Kagoshima
Satsuma rebels launched Meiji Restoration (1868), then Japan's first satellite from here (1970); Tanegashima remains primary spaceport. 2026: space tourism diversification.
Kagoshima exists at the edge of Japan—and therefore at the beginning of everything. The Satsuma domain based here produced the samurai who overthrew the Tokugawa shogunate in 1868 and launched the Meiji Restoration. That same frontier mentality made Kagoshima the birthplace of Japanese space exploration: Professor Itokawa Hideo launched Pencil rockets here in 1955, and on February 11, 1970, the Ohsumi satellite became Japan's first successful orbital launch.
Today, Kagoshima hosts two JAXA facilities that anchor Japan's space program.
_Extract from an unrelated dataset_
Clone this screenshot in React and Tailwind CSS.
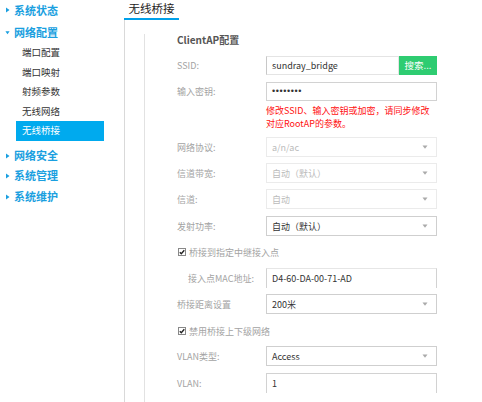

Tanegashima Space Center—described as "the world's most beautiful rocket launch site" with its blue waters and white beaches—covers 9.7 million square meters as Japan's primary spaceport. Uchinoura Space Center on the Osumi Peninsula, carved into mountainsides, has launched over 400 rockets and 50 satellites since 1962. A navigation satellite launch in February 2025 continued the tradition.
Beyond space, Kagoshima's southern location creates subtropical agriculture (sweet potatoes, tea) and tourism (sakurajima volcano, Ibusuki sand baths). The Shimazu family's Satsuma domain history—including early contact with the West via Portuguese traders and the development of Satsuma ware ceramics—provides cultural tourism. By 2026, Kagoshima's bet is that space tourism and tech spillovers can diversify an economy still dependent on agriculture and construction. The prefecture that launched Japan into space may launch into the space economy.